By no means am I preaching these things to be wrong. These careers paths have opened doors for many individuals such as Melissa Ford, Eva Marcille and Fantasia Barrino, who may have otherwise been looked over.
My problem comes when young black Americans, especially my FAMU family, close themselves to other possibilities.
Why can’t we be more than just entertainment figures?
Let us put our dreams to good use. We all have what it takes to be doctors, lawyers, teachers, government officials, and so much more. Stop suppressing your abilities.
I believe part of it is the media’s fault because you hardly ever see documentaries or shows that are constantly aired about black Americans becoming renowned journalists, doctors, judges, or professors.
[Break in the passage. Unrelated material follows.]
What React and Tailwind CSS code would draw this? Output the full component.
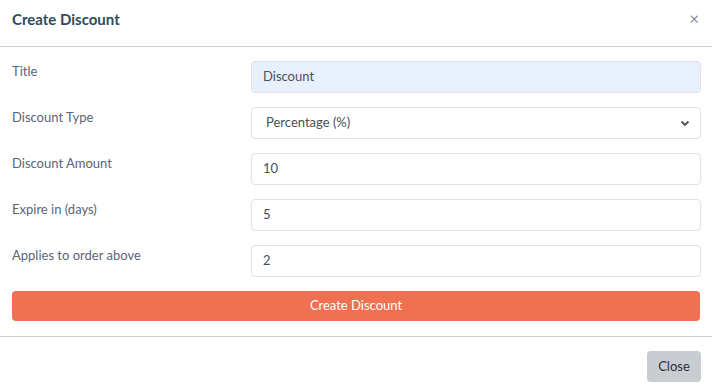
import React from "react";

const Row = ({ label, children }) => (
  <div className="flex">
    <label className="w-[239px] shrink-0 text-[13px] leading-5 text-[#5b6478]">{label}</label>
    <div className="flex-1">{children}</div>
  </div>
);

const Field = ({ value, tinted }) => (
  <div
    className={`h-[32px] rounded-[4px] border border-[#dfe3e8] px-[11px] flex items-center text-[13px] text-[#4a5058] ${
      tinted ? "bg-[#e8f0fe] text-[#1f2530]" : "bg-white"
    }`}
  >
    {value}
  </div>
);

export default function App() {
  return (
    <div className="w-[712px] h-[387px] bg-white font-['Lato','Liberation_Sans',sans-serif]">
      {/* header */}
      <div className="h-[47px] border-b border-[#cfd3d8] px-3 pt-[9px] flex justify-between">
        <h1 className="text-[15px] font-bold leading-5 text-[#2f4b5c]">Create Discount</h1>
        <span className="text-[17px] leading-5 text-[#8a8f96] pr-[1px]">×</span>
      </div>

      {/* body */}
      <div className="pl-3 pr-[11px] pt-[14px] pb-[15px] flex flex-col gap-[14px] border-b border-[#cfd3d8]">
        <Row label="Title">
          <Field value="Discount" tinted />
        </Row>
        <Row label="Discount Type">
          <div className="h-[32px] rounded-[4px] border border-[#dfe3e8] pl-[14px] pr-[10px] flex items-center justify-between text-[13px] text-[#4a5058]">
            <span>Percentage (%)</span>
            <svg width="10" height="7" viewBox="0 0 10 7" className="mt-[1px]">
              <path d="M1.5 1.5 L5 5 L8.5 1.5" fill="none" stroke="#4a5361" strokeWidth="1.8" />
            </svg>
          </div>
        </Row>
        <Row label="Discount Amount">
          <Field value="10" />
        </Row>
        <Row label="Expire in (days)">
          <Field value="5" />
        </Row>
        <Row label="Applies to order above">
          <Field value="2" />
        </Row>
        <button className="h-[30px] w-[688px] rounded-[4px] bg-[#f07052] text-white text-[13px]">
          Create Discount
        </button>
      </div>

      {/* footer */}
      <div className="flex justify-end pr-[11px] pt-[14px]">
        <button className="h-[31px] w-[54px] rounded-[4px] bg-[#c9cdd2] text-[13px] text-[#2b2f35]">
          Close
        </button>
      </div>
    </div>
  );
}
Honestly, you have to admit, that the images we tend to see we mimic to an extent. Oprah had a dream, Martin Luther King Jr. had a dream, Condoleezza Rice had a dream and Dr. Ian Smith most definitely had dreamed.
All of these people had dreams just like you and me. Yet, one day they decided to put actions behind their dreams. Now they have affected history in a significant way.
Tom Joyner once said, “Dreaming is so great because you don’t necessarily know how you’re going to make your dreams come true, but when they do come, you ought to be ready.” He also exclaimed, “Dreaming is great, but dreaming by itself is not enough.”
For those of you who are not familiar with Joyner’s career path, he was a member of a group named the DuPonts but he chose his education over the group. After putting his dream to good use, he became the first black man to have a nationally syndicated morning radio program, “The Tom Joyner Morning Show.” This goes to show you that putting action behind that dream of yours is essential for your success. Prepare yourselves for the best and worst of outcomes.
By no means is it going to be easy, you have to stay focused. If making this decision means that you cannot hang with your friends then, so be it.
You have to understand the benefits of dreaming, gaining the most of your education and putting all that to use through hard work.
Trust me, in due time all that hard work and pain will cease, All the success and joy of your accomplishments will increase.
So, do better my black people, put some “oomph” behind that dream of yours. Ignore those critics and aspire to go to the top.